I didn’t like this book. It’s kind of a mashup between “The Lovely Bones” and “13 Reasons Why,” neither of which I liked either. I read this fairly quickly, not because I was engaged with it, but out of desperation to get it over and done with.

Ellie is a quiet, shy teenage girl in a small New York town being raised by a single father. She comes from a working class background and quickly becomes enamored with a wealthy local businessman’s son, Caleb. From frequent flashbacks, we know that Caleb is not what he seems. He is cruel and sadistic, as well as the main perpetrator in a string of brutal assaults and rapes of local girls, one of which ends Ellie’s life.

The first 100 pages of this book are unbearable. Ellie is a spirit, trapped in the location of the last moments of her life, watching from the afterlife as girl after girl is taken to the same abandoned house and brutally assaulted and raped. She drifts back and forth between each act of violence she witnesses to narrate events in her former life, which quite frankly, doesn’t have much plot depth or character development.

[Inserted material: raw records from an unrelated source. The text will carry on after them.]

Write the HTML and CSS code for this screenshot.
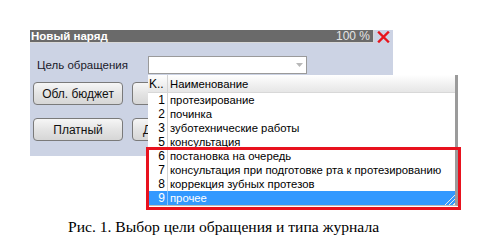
FILE: index.html
```html
<!DOCTYPE html>
<html>
<head>
  <link rel="stylesheet" href="styles.css">
</head>
<body>
  <div class="figure">
    <div class="window">
      <div class="window-header">
        <div class="title-bar">
          <div class="title-text">Новый наряд</div>
          <div class="title-zoom">100 %</div>
        </div>
        <div class="close-button">
          <svg width="13" height="12" viewBox="0 0 13 12">
            <path d="M2 1.5 L11 10.5 M11 1.5 L2 10.5" stroke="#e8141c" stroke-width="2.4" stroke-linecap="square"/>
          </svg>
        </div>
      </div>

      <div class="window-body">
        <div class="field-row">
          <div class="field-label">Цель обращения</div>
          <div class="combo">
            <div class="combo-input"></div>
            <div class="combo-arrow">
              <svg width="7" height="4" viewBox="0 0 7 4"><path d="M0 0 H7 L3.5 4 Z" fill="#b8b8b8"/></svg>
            </div>

            <div class="dropdown">
              <div class="dropdown-head">
                <div class="cell-code">K..</div>
                <div class="cell-name">Наименование</div>
              </div>
              <div class="dropdown-rows" id="rows"></div>
              <div class="annotation"></div>
            </div>
          </div>
        </div>

        <div class="button-row">
          <button class="form-button">Обл. бюджет</button>
          <button class="form-button"></button>
        </div>
        <div class="button-row">
          <button class="form-button">Платный</button>
          <button class="form-button form-button-left">Д</button>
        </div>
      </div>
    </div>
  </div>

  <div class="caption">Рис. 1. Выбор цели обращения и типа журнала</div>

  <script>
    const items = [
      { code: 1, name: 'протезирование' },
      { code: 2, name: 'починка' },
      { code: 3, name: 'зуботехнические работы' },
      { code: 5, name: 'консультация' },
      { code: 6, name: 'постановка на очередь' },
      { code: 7, name: 'консультация при подготовке рта к протезированию' },
      { code: 8, name: 'коррекция зубных протезов' },
      { code: 9, name: 'прочее', selected: true }
    ];

    const container = document.getElementById('rows');
    items.forEach(item => {
      const row = document.createElement('div');
      row.className = item.selected ? 'dropdown-row selected' : 'dropdown-row';

      const code = document.createElement('div');
      code.className = 'cell-code';
      code.textContent = item.code;

      const name = document.createElement('div');
      name.className = 'cell-name';
      name.textContent = item.name;

      row.appendChild(code);
      row.appendChild(name);

      if (item.selected) {
        const grip = document.createElement('div');
        grip.className = 'resize-grip';
        row.appendChild(grip);
      }
      container.appendChild(row);
    });
  </script>
</body>
</html>
```

FILE: styles.css
```css
body {
  margin: 0;
  padding: 0;
  background-color: #ffffff;
  font-family: 'Liberation Sans', Arial, sans-serif;
  font-size: 11px;
  color: #000000;
}

.figure {
  height: 218px;
  padding: 30px 0 0 30px;
  box-sizing: border-box;
}

.window {
  width: 363px;
  background-color: #ccd3e4;
}

.window-header {
  display: flex;
  height: 13px;
  background-color: #ffffff;
}

.title-bar {
  flex: 1;
  display: flex;
  align-items: center;
  justify-content: space-between;
  background-color: #6a6a6a;
  border-right: 1px solid #d8d8d8;
  border-bottom: 1px solid #d8d8d8;
  padding: 0 3px 0 1px;
}

.title-text {
  color: #ffffff;
  font-weight: bold;
  font-size: 11.5px;
}

.title-zoom {
  color: #e4e4e4;
  font-size: 12px;
}

.close-button {
  width: 19px;
  display: flex;
  align-items: center;
  justify-content: center;
  background-color: #ccd3e4;
}

.window-body {
  padding: 13px 0 15px 3px;
}

.field-row {
  display: flex;
  align-items: center;
  height: 18px;
}

.field-label {
  width: 111px;
  padding-left: 4px;
  font-size: 11.5px;
  color: #1a1a2a;
}

.combo {
  position: relative;
  display: flex;
  width: 159px;
  height: 18px;
  box-sizing: border-box;
  border: 1px solid #9a9a9a;
  background-color: #ffffff;
}

.combo-input {
  flex: 1;
}

.combo-arrow {
  width: 14px;
  display: flex;
  align-items: center;
  justify-content: center;
}

.button-row {
  display: flex;
  gap: 9px;
  margin-top: 8px;
}

.button-row + .button-row {
  margin-top: 13px;
}

.form-button {
  width: 90px;
  height: 23px;
  border: 1px solid #7a7a7a;
  border-radius: 4px;
  background: linear-gradient(#f6f6f6, #e4e4e4 50%, #d6d6d6);
  font-family: 'Liberation Sans', Arial, sans-serif;
  font-size: 12px;
  color: #111111;
  padding: 0;
}

.form-button-left {
  text-align: left;
  padding-left: 10px;
}

.dropdown {
  position: absolute;
  top: 18px;
  left: -1px;
  width: 307px;
  background-color: #ffffff;
  border-right: 3px solid #9b9b9b;
  border-bottom: 1px solid #bdbdbd;
  z-index: 2;
}

.dropdown-head {
  display: flex;
  height: 17px;
  align-items: center;
  background: linear-gradient(#ffffff, #f2f2f2 50%, #e6e6e6);
  border-bottom: 1px solid #d8d8d8;
}

.dropdown-row {
  position: relative;
  display: flex;
  height: 14px;
  align-items: center;
}

.cell-code {
  width: 20px;
  padding-right: 2px;
  box-sizing: border-box;
  border-right: 1px solid #d4d4d4;
  font-size: 12px;
  align-self: stretch;
  display: flex;
  align-items: center;
  justify-content: flex-end;
}

.dropdown-head .cell-code {
  justify-content: flex-start;
  padding-left: 1px;
}

.cell-name {
  padding-left: 2px;
  font-size: 11.3px;
  white-space: nowrap;
}

.dropdown-row.selected {
  background-color: #3399ff;
  color: #ffffff;
}

.dropdown-row.selected .cell-code {
  border-right-color: #8cc4ff;
}

.resize-grip {
  position: absolute;
  right: 0;
  bottom: 0;
  width: 11px;
  height: 11px;
  background: repeating-linear-gradient(135deg, transparent 0 2px, #e8e8e8 2px 3px);
  clip-path: polygon(100% 0, 100% 100%, 0 100%);
}

.annotation {
  position: absolute;
  left: -2px;
  right: -6px;
  top: 72px;
  height: 63px;
  border: 3px solid #e8121e;
  box-sizing: border-box;
  pointer-events: none;
}

.caption {
  padding-left: 68px;
  font-family: 'Liberation Serif', 'Times New Roman', serif;
  font-size: 15.6px;
  color: #000000;
}
```
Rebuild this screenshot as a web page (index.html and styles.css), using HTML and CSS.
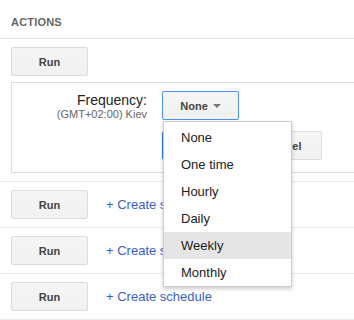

Let’s pause and talk about this for a moment. This is one of my greatest pet peeves in fiction–authors who overemphasize rape and acts of violence through excessive narrative detail, with very little to no character development (the film equivalent to this is known as “torture porn”). It’s gratuitous, it’s voyeuristic, and worse, it does absolutely nothing to challenge the rape or the rapist, nor does it shift power in favor of the victim. You cannot conquer rape culture or violence through “torture porn”- style writing. It only serves its own end, which is to capitulate on the sexist notion that to keep people interested, women must die or be somewhere in the act of dying. It’s wrong.

Thankfully, the tone of the book does shift in the second part, which turns to the voices of the victims. There is a kind of reckoning in the end that’s somewhat hopeful, along with a thoughtful commentary on victim-blaming and why Ellie’s disappearance was ignored for so long (i.e., she’s from a lower social class and not from the “better” side of the tracks). I still don’t like this book though. Even though the sun does comes out in the end, there was too much bleakness, too much of a lingering dark cloud here. If I hadn’t have read the first part I think I would have felt better about it, or maybe even given this a higher rating.

This book is categorized as YA, btw. If I was troubled greatly by reading this, I cannot imagine what it does to the psyche of a younger person, who may or may not possess the insights to deal with this level of realism. Proceed with caution.

[Note: I received an advance digital copy of this book from the publisher and NetGalley, in exchange for an honest review.]